Concrètement, ce matériel de réserve se situe sur le territoire d’un ou plusieurs Etats membres. Cet été, «vingt-huit avions et quatre hélicoptères» stationnés dans dix pays étaient mis à disposition en cas de besoin, prêts à être déployés, détaille Balazs Ujvari, porte-parole de l’Union européenne pour la gestion des crises. Outre RescEU, le service Copernicus de gestion des urgences peut être mis à contribution. En produisant des cartes satellitaires, il permet de délimiter les zones touchées, et ainsi mieux cibler les opérations de secours.
To support Greece's fight against the ongoing wildfires, the #EUCivilProtection Mechanism has mobilised:
— EU Civil Protection & Humanitarian Aid 🇪🇺 (@eu_echo) August 12, 2024
🛩️ 2 firefighting planes from the #rescEU fleet in Italy
🚁 1 helicopter from the rescEU fleet in France
🚒 Ground firefighting teams from Czechia and Romania pic.twitter.com/GXBkPAYFbx
Activé plus de 700 fois
Le mécanisme peut être activé à la demande de n’importe quel Etat, organisation internationale ou agence de l’ONU, et peut être déployé partout dans le monde.

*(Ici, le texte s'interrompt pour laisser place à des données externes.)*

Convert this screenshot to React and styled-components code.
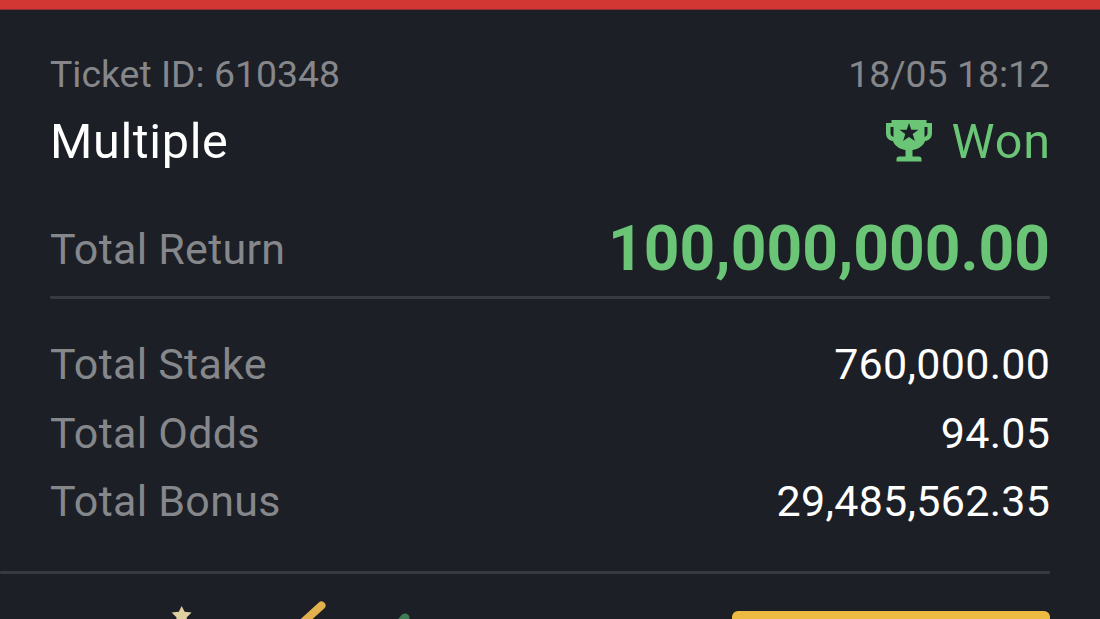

Depuis sa création en 2001, l’outil «a répondu à plus de 700 demandes d’assistance, à l’intérieur comme à l’extérieur de l’UE», chiffre la Commission européenne. Il a notamment été déployé de nombreuses fois pendant la pandémie, mais aussi après la double explosion au port de Beyrouth en août 2020 par exemple. Pour la seule année 2023, le mécanisme a été activé 66 fois, «en réponse à la guerre en Ukraine, à des incendies en Europe et au tremblement de terre en Syrie et en Turquie», poursuit Bruxelles.
Et si les Etats membres mettent leurs ressources à disposition, c’est bien la Commission européenne qui finance le fonctionnement général du MEPC. Plus précisément, l’institution contribue à au moins 75 % des frais de transport et/ou des coûts opérationnels des missions de déploiement. En plus des contributions des pays participants, une enveloppe issue du budget pluriannuel et du plan de relance de l’UE est aussi dédiée au mécanisme. Pour la période 2021-2027, son budget s’élève à 3,3 milliards d’euros.

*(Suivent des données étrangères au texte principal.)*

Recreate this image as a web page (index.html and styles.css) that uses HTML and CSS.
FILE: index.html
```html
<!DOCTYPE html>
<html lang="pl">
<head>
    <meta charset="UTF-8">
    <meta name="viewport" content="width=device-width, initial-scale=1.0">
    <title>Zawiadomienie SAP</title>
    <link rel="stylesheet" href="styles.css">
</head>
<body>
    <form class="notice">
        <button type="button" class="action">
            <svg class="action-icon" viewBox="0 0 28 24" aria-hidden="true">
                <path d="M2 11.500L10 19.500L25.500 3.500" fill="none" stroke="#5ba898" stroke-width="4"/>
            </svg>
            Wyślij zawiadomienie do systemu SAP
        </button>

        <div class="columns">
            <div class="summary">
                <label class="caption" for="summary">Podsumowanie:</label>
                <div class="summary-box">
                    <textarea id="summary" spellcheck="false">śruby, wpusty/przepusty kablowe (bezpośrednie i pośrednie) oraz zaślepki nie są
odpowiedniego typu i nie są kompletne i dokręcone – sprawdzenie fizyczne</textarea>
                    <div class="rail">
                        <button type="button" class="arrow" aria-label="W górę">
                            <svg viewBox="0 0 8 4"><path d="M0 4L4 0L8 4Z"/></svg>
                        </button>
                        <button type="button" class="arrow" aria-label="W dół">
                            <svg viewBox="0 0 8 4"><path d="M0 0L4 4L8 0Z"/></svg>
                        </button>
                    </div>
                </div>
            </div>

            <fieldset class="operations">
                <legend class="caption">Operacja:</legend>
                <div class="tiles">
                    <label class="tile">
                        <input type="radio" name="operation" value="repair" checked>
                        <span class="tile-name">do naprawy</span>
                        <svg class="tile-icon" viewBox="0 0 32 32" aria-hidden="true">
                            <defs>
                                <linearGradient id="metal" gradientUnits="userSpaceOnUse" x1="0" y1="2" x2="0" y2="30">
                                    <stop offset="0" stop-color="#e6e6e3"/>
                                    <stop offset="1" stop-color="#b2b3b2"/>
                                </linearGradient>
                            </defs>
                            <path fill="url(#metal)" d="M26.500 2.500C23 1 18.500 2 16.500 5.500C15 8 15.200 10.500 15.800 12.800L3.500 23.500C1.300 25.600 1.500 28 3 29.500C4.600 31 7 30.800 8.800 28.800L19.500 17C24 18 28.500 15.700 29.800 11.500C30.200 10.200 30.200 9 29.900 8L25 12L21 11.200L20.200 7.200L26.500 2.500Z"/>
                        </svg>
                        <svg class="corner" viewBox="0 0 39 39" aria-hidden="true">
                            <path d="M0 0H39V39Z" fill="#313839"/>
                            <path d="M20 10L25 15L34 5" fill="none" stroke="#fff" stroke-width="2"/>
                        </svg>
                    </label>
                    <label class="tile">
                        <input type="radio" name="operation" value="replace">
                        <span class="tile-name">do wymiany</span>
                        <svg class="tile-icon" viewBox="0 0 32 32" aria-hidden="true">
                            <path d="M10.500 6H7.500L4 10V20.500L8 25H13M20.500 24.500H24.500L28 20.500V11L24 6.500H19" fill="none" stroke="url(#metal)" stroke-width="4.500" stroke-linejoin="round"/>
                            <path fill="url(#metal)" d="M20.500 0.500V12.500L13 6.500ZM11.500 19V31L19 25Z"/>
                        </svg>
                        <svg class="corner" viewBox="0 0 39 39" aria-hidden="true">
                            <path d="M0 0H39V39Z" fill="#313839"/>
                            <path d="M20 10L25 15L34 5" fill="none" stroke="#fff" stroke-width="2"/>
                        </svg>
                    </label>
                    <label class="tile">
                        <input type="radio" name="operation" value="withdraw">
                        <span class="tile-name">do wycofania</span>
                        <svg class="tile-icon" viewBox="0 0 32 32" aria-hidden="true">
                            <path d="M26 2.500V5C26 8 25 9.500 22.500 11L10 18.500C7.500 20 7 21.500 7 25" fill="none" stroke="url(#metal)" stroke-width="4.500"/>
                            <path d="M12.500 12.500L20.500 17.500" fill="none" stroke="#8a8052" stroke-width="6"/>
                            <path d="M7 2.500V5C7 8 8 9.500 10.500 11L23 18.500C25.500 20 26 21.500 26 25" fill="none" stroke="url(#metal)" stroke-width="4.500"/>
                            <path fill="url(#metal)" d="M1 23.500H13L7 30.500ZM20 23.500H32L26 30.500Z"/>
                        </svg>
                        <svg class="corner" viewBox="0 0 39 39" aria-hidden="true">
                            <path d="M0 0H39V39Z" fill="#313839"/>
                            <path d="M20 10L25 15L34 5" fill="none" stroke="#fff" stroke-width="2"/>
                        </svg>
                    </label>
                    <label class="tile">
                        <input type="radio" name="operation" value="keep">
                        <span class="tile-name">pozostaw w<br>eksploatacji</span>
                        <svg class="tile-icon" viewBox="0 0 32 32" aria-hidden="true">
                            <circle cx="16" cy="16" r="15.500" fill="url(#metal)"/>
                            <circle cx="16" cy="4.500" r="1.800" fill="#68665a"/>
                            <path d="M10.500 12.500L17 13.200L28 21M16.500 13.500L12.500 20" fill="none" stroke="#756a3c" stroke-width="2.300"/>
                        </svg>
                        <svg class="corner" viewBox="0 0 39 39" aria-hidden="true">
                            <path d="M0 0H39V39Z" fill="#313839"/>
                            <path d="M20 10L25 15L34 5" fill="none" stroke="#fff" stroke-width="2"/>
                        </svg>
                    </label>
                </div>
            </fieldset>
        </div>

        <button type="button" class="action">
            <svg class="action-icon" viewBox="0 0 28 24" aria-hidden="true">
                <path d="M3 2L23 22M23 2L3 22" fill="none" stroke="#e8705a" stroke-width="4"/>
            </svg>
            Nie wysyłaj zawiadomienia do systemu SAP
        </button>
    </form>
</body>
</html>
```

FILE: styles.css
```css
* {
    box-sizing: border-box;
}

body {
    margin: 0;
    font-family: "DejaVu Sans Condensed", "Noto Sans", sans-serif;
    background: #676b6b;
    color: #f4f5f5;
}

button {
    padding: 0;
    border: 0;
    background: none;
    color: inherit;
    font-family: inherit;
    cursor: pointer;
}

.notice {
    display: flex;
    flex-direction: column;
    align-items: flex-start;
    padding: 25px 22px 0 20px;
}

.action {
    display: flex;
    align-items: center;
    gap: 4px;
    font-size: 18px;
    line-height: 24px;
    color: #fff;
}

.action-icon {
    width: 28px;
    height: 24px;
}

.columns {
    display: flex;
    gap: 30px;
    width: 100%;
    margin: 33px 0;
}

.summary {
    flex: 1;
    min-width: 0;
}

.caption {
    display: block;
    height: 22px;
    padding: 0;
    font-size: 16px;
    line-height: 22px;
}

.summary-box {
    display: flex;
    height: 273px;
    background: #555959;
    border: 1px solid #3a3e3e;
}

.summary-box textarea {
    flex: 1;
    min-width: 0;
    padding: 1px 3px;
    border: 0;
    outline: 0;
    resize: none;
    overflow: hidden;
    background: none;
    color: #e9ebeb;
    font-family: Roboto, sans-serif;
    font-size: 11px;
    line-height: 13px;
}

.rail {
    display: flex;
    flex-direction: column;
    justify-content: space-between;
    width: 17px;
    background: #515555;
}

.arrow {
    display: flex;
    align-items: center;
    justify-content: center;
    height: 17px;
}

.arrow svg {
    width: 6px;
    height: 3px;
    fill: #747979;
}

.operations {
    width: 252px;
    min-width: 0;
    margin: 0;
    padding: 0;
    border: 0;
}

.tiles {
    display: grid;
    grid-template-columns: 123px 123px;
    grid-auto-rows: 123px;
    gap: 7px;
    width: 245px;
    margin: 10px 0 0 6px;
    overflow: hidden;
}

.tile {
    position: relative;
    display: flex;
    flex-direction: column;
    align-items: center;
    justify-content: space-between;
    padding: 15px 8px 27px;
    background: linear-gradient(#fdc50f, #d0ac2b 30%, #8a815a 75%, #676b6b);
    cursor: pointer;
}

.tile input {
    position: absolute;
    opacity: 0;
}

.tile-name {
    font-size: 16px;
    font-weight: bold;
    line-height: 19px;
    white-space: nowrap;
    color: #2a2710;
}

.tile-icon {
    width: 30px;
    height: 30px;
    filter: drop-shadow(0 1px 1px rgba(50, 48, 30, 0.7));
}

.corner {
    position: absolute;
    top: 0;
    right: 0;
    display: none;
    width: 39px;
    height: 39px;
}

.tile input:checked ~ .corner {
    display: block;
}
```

De nouveaux avions à l’avenir
Mais si Balazs Ujvari salue une réponse «rapide» en Grèce, qui a activé le mécanisme dans la nuit de dimanche à lundi il l’admet : l’outil peut parfois être dépassé. «Il est très efficace lorsqu’une catastrophe touche seulement un ou deux pays. Mais si la même situation touche l’ensemble du continent et qu’aucun membre ne peut offrir son aide, comme on l’a vu pendant le Covid, le mécanisme peut se voir un peu paralysé». Pour le porte-parole, il est donc plus que jamais primordial «d’accumuler des stocks au niveau de l’UE, pour avoir un matériel sur lequel nous pouvons compter».
Allant dans ce sens, Bruxelles a annoncé ce mardi le lancement de la production de douze avions de lutte contre les incendies. Des aéronefs «destinés à constituer la flotte permanente RescEU», qui seront «financés par la Commission européenne et deviendront la nouvelle pierre angulaire de la réponse de crise de l’UE pour lutter contre les incendies de forêt», se félicite la Commission européenne dans un communiqué. Le premier lot de ces avions devrait être livré pour la fin de 2027. L’objectif : que ces nouvelles réserves puissent être rapidement déployées dans le futur, «alors que les saisons des feux de forêt deviennent plus longues, plus meurtrières et plus imprévisibles».